Good news. The typical investor paid less in percentage terms for fund management in 2005 than in 2004. That's two years in a row that expense ratios have come down.

For this study, we looked at expense ratios as reported in annual reports for 2005. Although we're missing a handful of stragglers at this point, the final figures are unlikely to change our aggregate data by more than a basis point.

In most asset classes, the asset-weighted expense ratio came down four or five basis points. For example, the typical investor paid 0.93% in expenses for  a U.S.-stock fund in 2005 compared with 0.99% in 2004, excluding institutional share classes. Expenses for the typical investor in an international-stock fund fell from 1.17% to 1.1%.

By asset-weighting the figures (giving greater weight to big funds than small when calculating expense trends), we can figure out what the average investor paid. The trend toward slightly lower expenses was also at work in taxable-bond funds. The typical investor paid 0.85% for a taxable-bond fund in 2005 compared with 0.90% in 2004. However, municipal-bond fund expenses were steady at 0.74%, despite an increase in assets.
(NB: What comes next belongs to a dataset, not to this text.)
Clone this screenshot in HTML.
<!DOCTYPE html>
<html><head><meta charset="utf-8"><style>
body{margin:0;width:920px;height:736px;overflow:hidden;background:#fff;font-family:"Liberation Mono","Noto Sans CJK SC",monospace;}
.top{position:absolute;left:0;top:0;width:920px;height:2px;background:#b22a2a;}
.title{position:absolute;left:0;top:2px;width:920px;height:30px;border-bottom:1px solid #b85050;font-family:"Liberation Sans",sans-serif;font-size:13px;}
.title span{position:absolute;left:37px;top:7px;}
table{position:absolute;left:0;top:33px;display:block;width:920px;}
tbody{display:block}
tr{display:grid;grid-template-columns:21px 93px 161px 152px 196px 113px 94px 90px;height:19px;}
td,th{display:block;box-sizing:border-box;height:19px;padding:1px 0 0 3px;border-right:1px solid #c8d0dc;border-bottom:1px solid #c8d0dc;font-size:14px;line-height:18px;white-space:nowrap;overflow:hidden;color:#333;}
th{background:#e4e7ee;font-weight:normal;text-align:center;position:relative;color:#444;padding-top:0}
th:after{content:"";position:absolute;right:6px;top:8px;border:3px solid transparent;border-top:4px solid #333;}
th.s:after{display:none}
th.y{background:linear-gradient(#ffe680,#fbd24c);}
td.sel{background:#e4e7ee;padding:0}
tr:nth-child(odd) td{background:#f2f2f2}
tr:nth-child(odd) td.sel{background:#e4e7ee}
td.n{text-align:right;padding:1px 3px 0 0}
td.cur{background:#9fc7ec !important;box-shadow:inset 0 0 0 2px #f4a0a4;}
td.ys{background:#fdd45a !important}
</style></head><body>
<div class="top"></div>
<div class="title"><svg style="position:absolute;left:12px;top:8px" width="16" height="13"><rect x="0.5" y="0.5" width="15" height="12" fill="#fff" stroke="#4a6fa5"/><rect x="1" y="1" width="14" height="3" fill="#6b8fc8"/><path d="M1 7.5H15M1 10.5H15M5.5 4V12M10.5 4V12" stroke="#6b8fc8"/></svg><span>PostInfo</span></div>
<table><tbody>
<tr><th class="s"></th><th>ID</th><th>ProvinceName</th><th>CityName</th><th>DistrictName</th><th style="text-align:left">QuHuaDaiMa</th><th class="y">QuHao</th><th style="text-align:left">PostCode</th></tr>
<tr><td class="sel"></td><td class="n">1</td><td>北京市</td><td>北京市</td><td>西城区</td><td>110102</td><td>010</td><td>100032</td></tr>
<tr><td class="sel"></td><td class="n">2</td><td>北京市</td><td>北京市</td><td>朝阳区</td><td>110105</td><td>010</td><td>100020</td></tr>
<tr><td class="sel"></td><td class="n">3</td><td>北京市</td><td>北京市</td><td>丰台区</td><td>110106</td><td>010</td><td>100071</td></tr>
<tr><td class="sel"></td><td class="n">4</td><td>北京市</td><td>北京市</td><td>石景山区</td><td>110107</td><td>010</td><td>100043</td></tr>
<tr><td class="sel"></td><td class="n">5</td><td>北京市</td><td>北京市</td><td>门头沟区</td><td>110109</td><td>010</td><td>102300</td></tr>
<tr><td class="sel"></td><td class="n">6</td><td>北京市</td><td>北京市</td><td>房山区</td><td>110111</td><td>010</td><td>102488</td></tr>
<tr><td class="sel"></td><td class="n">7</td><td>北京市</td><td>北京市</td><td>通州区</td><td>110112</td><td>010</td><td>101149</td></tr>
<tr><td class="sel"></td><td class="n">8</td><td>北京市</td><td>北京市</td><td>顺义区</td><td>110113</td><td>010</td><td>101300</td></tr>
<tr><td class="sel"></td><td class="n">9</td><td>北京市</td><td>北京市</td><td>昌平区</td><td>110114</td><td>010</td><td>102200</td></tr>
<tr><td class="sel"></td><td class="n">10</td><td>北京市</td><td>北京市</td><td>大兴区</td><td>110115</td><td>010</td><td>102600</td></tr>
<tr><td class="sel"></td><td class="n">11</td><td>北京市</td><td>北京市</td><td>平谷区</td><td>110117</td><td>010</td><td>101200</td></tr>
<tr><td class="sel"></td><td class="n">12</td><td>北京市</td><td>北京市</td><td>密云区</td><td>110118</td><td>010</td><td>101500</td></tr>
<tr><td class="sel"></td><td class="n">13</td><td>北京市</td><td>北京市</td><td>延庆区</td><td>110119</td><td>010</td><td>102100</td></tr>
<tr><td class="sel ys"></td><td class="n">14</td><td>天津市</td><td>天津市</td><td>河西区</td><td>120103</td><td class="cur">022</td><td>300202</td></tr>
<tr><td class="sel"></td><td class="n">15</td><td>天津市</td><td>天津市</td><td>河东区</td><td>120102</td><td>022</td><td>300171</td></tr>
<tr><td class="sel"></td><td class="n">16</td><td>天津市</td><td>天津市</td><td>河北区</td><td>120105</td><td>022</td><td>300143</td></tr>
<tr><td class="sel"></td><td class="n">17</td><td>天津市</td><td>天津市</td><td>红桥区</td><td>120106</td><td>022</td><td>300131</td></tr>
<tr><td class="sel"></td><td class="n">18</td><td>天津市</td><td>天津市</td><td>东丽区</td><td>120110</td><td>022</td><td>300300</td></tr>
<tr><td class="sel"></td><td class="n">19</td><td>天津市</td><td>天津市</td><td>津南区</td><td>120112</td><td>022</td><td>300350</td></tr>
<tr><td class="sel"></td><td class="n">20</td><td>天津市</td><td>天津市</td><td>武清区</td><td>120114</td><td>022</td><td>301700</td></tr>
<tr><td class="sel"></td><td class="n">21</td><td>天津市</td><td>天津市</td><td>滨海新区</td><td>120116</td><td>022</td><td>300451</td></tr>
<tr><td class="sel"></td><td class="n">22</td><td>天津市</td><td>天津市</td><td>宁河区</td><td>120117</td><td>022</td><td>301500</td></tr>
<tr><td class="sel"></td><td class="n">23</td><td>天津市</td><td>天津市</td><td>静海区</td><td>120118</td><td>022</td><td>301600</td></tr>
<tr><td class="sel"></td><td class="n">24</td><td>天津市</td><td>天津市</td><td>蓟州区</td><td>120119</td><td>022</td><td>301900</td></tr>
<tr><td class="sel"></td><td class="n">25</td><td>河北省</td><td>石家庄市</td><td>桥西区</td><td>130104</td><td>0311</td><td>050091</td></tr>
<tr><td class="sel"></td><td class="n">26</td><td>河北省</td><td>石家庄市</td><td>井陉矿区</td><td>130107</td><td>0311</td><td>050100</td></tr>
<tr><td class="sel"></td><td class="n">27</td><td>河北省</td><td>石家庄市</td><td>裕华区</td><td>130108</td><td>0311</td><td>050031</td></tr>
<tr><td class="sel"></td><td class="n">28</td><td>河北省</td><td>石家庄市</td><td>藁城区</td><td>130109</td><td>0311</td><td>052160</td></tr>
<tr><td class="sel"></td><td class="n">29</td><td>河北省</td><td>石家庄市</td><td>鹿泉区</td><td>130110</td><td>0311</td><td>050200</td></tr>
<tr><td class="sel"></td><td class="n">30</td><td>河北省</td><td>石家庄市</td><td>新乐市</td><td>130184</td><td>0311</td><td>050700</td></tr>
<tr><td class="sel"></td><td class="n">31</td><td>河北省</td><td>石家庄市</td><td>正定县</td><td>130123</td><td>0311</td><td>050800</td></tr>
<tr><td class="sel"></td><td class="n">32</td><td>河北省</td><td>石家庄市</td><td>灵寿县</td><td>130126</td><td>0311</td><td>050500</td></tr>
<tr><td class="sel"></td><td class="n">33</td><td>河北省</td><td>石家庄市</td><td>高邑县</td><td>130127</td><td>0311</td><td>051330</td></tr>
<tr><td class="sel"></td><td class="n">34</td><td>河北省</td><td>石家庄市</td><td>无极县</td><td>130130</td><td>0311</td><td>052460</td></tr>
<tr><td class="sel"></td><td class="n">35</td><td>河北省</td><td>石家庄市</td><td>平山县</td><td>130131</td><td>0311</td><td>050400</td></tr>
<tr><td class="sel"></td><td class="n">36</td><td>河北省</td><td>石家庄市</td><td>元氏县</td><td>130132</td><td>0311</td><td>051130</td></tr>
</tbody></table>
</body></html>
As you may recall from our study last year, we found that investors were gravitating to funds with below-average costs in every broad asset class except munis. This may explain why the asset-weighted expenses for muni funds did not fall.

In dollar terms, the total amount fund investors paid in fees still increased last year. That's because most funds saw an overall increase in assets under management last year, so fund companies were charging fees on a larger base. That helps explain why, despite cutting expenses on many funds, the industry still produced record-setting revenues in 2005.

Nonetheless, the results of our study are encouraging when placed in the context of the long-term trend. In last year's study, we pointed out that although expenses fell in 2004, they were still at about the same level they were 15 years ago--despite a remarkable increase in assets over that time. However, another year's worth of expense cuts helped the industry to finally make some progress.